About immersive VR theatre — When I created my previous VR play Alice, The Virtual Reality Play, I wanted to push the limits of what VR could offer further. While the landscape consisted mainly of 360-degree films, I had the intuition that we could push the immersion in a story much further by offering the audience a fully interactive universe. This meant that the audience had to be able to physically move around in a tangible space and leave their status as a ghost or omniscient audience member to actively participate in the narrative and interact with the characters in the story. Alice was the first immersive virtual reality play in the world, a unique format that superimposed physical and virtual set, in which the spectator and virtual characters played by actors (or “reactive actors”) evolve.
“The public is increasingly looking for ‘exotic’ experiences: strongly immersive, interactive, participative, sensory, and highly personalized. I am convinced that this new format, the immersive virtual reality theatre with live actors, brings all these together.”
The possibility for the audience to see their hands, as in Alice, or even their entire body represented as an avatar, as in The Horrifically Real Virtuality, as well as the possibility for the audience to move in spaces physically coherent with their visual representation considerably increases the feeling of “presence.” The more the universe in which the audience evolves seems credible to them, the more powerful their sensations and emotions will be. It is even the first time that an entertainment format can generate such a wide range of emotions in the audience. Whereas in cinema the spectator can feel very strong emotions through empathy with the protagonists of a film, in an immersive VR play the audience is in direct and physical reaction to their environment: their emotions and sensations belong intrinsically to them.
We note that the public is increasingly looking for “exotic” experiences: strongly immersive, interactive, participative, sensory, and highly personalized narrative shows. I am convinced that this new format, the immersive virtual reality theatre with live actors, brings together all these criteria.
Talking about the future, there are of course still many unknowns, as we are only at the very beginning, and it is still a question of setting up the codes, the grammar, and building the standards for the production and distribution of this new entertainment format. But I deeply believe that we are at the dawn of something revolutionary, which reminds me of the early days of cinema. The feeling of being a pioneer, a mad inventor at the same time, all this is really exciting.
What was the most challenging aspect of making this work? Can you elaborate?
MJ: We have faced many technical difficulties, since we have created a completely new entertainment format. We often had to mix technologies that were not intended to be.

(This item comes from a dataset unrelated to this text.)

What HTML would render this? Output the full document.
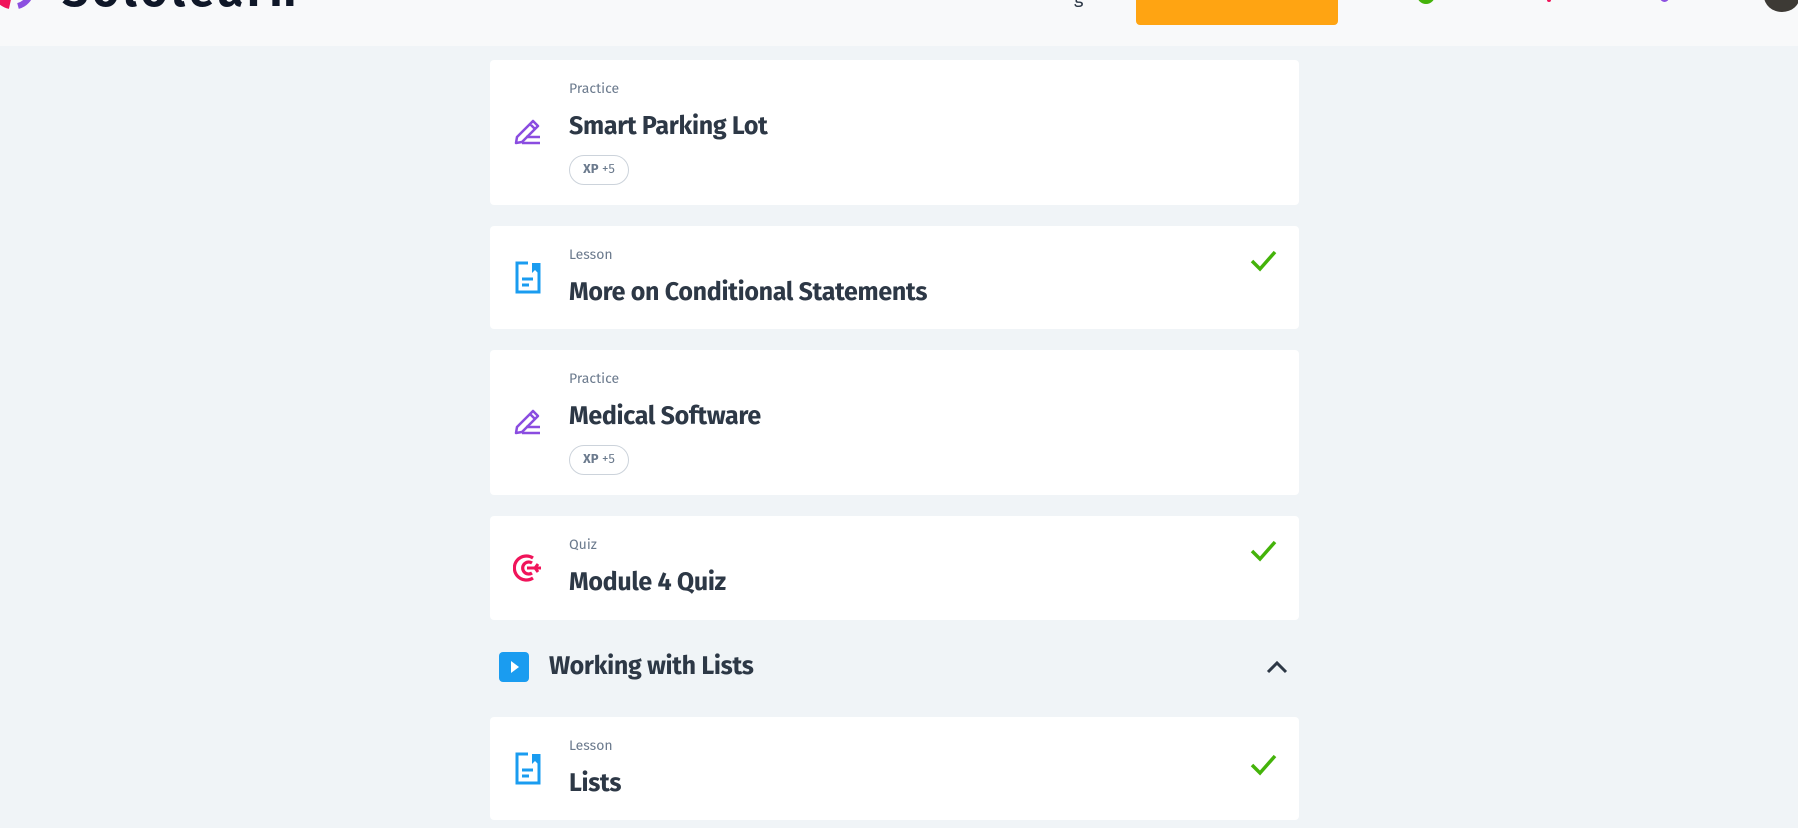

Creating our shows required a lot of research and development.
I want to give an example from our previous production Alice, The Virtual Reality Play. In the context of this story adapted from Lewis Carroll’s novel, it seemed obvious and unavoidable to me to bring the spectator to eat or drink during the experience (since in the book the foods Alice consumes all have extraordinary and magical properties). Getting the audience member to eat the Caterpillar fungus was a big challenge. First of all, it required a very fine calibration work, so that the virtual universe is superimposed as precisely as possible on the real physical universe, to ensure that the virtual mushroom is placed exactly where the physical mushroom is. Then, it required to make the audience be able to see their hand grab the mushroom, regardless of the hand with which they accomplish this action, or the way they do it (for example, if they pass the mushroom from their right hand to their left hand). It may seem silly, but it’s quite difficult to set up technically, and really essential not to break the audience’s immersion. Finally, the work also focused on the narrative, and almost even on behavioral psychology, because it seemed really difficult to push someone to ingest a food that they cannot see “in real life” but only in a virtual way. As if a stranger were asking you to blindfold yourself and eat what he was going to put in your mouth. However, it was finally a success: with a total of about 1000 performances, only one person refused to eat the mushroom! This very small portion of the experience alone was very rich in learnings for our whole team.
“I deeply believe that we are at the dawn of something revolutionary. The feeling of being a pioneer, a mad inventor at the same time, all this is really exciting.”
There are also many challenges for the actors. The first challenge is to perform while being equipped with specific recording devices. It consists mainly of a helmet equipped with a camera that records the actor’s facial expressions and trackers on the body to capture his body gestures. All this data is reapplied in real time to the avatar that the actor embodies. The second difficulty is to have to mentally imagine the virtual universe that the audience members visualize in their helmet. The actor is sometimes helped by a monitor installed on the set, but this only represents a limited field of view and a single point of view, whereas the experience can be multi-user. On the other hand, it is quite enjoyable for the actor to be able to overturn the situation in a certain way: traditionally in theatre, audience members can observe the actor, while the actor, lit by the lights on stage, cannot see the audience. In virtual reality, the actor is the only one who can really observe the audience, while they are only able to see him as an avatar. The actor may thus have a stronger impression of “control” over his audience.
The cross-reality experience is also very different from the classical theatre work. Traditionally, the set and technical devices are set up before the show, and the actor is alone on stage during the performance. On a cross-reality stage, many parties operate while the actor is acting: the ”ninja” (who moves the physical set elements and guarantees the safety of the viewers in their movements), the “hosts” (who equip the viewers with the VR equipment and check their load and proper functioning), the “backstage master” (in the control room, the developer who follows everything that happens in the virtual universe on the control screens and makes sure that everything goes well). While improvising with the audience, the actor must be in constant communication with the other members of the team. This requires a considerable effort of concentration.
Regarding the narrative writing, this involved a lot of exchanges and dialogue also between the creative team and the technical team. The work of each team had to constantly adapt to that of the other, to overcome the difficulties. Nevertheless, we have noticed on several occasions that the very strong technical constraints led us to much more creative solutions than those initially envisaged!